The task: Pull out all lines from the listing below in which the word "index" appears.

Data section:
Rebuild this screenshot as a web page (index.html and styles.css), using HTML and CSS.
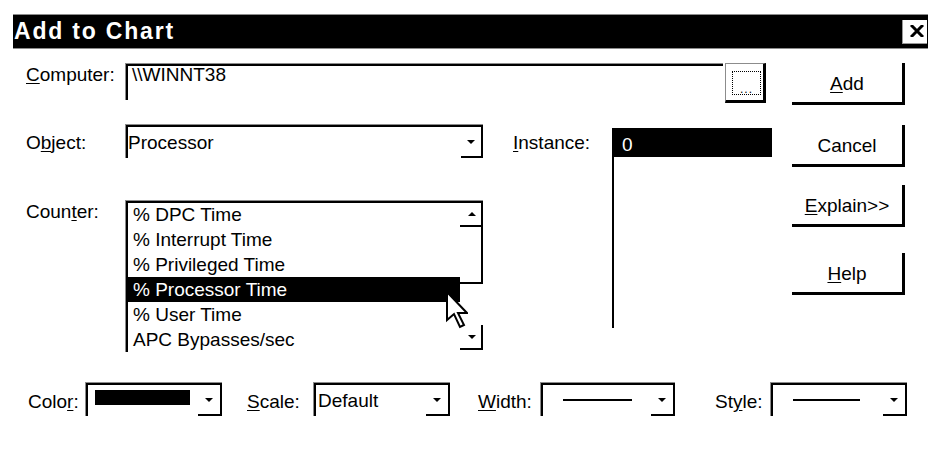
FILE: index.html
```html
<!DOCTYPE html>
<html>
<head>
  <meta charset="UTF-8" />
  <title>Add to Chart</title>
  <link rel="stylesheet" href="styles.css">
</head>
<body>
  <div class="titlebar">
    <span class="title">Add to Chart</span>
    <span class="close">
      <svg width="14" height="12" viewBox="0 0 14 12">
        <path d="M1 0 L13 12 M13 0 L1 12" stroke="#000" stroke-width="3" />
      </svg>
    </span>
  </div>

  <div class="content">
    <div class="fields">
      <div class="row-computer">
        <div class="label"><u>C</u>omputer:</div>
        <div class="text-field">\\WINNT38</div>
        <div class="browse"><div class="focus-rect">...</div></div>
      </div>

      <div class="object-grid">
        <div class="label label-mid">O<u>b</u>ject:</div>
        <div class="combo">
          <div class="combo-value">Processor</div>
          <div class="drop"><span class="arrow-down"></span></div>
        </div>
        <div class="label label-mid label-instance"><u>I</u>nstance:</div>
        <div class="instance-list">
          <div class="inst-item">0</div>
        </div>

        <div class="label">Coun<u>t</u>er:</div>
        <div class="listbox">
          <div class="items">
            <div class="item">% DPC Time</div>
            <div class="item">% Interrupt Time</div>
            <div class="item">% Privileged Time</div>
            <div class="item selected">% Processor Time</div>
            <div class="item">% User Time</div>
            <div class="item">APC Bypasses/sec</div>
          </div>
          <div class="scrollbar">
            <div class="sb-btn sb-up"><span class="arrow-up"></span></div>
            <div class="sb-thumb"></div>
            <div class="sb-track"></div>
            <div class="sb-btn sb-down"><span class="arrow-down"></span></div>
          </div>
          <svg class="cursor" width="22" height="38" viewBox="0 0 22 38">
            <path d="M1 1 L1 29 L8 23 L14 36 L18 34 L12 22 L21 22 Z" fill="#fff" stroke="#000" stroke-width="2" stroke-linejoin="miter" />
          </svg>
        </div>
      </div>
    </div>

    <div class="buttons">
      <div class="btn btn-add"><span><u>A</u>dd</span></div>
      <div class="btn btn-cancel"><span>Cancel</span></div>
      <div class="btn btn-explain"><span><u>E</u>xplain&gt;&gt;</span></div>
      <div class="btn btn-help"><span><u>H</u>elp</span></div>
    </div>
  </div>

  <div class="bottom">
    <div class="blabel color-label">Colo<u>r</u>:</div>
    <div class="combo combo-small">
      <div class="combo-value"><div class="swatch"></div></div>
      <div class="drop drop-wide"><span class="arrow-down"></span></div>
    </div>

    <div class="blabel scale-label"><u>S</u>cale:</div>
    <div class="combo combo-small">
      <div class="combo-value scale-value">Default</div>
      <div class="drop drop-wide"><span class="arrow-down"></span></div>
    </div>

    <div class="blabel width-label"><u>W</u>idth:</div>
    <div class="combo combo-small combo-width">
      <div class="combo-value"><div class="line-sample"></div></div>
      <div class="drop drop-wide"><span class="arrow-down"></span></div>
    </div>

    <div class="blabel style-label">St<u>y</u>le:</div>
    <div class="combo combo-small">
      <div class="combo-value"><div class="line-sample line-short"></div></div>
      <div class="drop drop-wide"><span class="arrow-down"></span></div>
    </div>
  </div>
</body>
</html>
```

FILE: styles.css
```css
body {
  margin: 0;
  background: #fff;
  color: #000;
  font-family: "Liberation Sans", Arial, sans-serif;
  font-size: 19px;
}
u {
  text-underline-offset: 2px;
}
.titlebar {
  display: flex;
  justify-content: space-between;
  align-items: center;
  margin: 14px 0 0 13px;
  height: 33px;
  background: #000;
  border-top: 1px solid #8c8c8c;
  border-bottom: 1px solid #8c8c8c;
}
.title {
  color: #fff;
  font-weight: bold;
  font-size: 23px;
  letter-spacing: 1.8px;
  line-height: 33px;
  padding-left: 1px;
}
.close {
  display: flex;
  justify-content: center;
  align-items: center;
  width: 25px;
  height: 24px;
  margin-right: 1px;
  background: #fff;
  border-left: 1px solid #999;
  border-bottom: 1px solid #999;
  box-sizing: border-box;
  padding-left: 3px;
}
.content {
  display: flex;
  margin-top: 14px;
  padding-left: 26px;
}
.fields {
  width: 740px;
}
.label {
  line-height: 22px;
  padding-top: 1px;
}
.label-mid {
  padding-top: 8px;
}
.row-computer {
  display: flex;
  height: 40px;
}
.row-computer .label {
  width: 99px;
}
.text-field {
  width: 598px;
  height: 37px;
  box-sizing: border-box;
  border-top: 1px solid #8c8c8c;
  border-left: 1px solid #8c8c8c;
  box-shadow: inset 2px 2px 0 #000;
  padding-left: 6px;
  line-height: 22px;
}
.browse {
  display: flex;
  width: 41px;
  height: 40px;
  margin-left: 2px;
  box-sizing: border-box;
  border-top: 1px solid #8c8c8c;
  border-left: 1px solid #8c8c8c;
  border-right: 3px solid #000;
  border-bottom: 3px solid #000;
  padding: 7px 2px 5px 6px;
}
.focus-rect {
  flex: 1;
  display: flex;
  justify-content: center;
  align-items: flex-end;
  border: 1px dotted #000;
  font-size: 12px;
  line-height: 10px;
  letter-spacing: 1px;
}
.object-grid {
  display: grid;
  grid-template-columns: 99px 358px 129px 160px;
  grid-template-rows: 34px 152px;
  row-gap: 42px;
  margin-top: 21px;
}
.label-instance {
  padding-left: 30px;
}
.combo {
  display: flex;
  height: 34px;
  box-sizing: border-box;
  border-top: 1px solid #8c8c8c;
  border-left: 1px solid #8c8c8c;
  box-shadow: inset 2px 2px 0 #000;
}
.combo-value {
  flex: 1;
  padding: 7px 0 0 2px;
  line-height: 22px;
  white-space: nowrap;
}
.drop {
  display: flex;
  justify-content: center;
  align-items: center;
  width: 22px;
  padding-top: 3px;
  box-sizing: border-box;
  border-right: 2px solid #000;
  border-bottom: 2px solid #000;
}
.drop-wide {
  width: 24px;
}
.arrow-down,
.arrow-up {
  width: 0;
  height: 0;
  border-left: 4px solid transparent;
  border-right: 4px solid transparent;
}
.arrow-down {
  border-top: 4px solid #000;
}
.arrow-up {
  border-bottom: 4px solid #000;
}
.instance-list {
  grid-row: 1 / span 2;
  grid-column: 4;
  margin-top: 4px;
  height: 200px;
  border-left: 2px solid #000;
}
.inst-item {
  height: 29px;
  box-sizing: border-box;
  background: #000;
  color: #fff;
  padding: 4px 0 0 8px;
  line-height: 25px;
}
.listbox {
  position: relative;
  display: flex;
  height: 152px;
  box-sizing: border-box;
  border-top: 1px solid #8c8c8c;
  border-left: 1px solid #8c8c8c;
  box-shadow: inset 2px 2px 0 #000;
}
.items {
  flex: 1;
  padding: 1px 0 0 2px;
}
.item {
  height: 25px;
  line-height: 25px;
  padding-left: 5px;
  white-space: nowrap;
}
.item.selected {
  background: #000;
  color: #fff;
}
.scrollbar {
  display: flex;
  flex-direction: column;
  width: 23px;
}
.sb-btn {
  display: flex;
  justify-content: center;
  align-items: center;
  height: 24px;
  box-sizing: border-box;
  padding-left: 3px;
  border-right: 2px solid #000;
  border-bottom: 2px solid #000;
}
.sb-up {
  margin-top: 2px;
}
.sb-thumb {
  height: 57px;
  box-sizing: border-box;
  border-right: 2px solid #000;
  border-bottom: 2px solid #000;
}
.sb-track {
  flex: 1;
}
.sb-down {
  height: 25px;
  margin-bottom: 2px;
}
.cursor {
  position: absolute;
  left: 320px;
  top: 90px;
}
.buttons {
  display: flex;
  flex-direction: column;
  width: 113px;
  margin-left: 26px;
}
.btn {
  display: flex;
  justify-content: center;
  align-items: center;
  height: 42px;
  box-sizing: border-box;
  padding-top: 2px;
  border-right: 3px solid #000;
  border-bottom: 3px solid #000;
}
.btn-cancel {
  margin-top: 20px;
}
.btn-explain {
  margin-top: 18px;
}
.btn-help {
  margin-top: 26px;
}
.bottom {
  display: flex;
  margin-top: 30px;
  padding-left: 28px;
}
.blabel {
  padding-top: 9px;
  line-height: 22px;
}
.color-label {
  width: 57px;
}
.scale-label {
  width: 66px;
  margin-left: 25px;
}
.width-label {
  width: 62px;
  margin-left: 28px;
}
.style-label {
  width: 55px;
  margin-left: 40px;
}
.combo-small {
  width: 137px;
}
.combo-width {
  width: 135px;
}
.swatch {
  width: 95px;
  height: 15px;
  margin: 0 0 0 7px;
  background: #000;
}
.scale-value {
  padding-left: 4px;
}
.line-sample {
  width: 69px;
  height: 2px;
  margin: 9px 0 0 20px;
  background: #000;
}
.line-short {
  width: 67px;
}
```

Final result:
Rebuild this screenshot as a web page (index.html and styles.css), using HTML and CSS.
FILE: index.html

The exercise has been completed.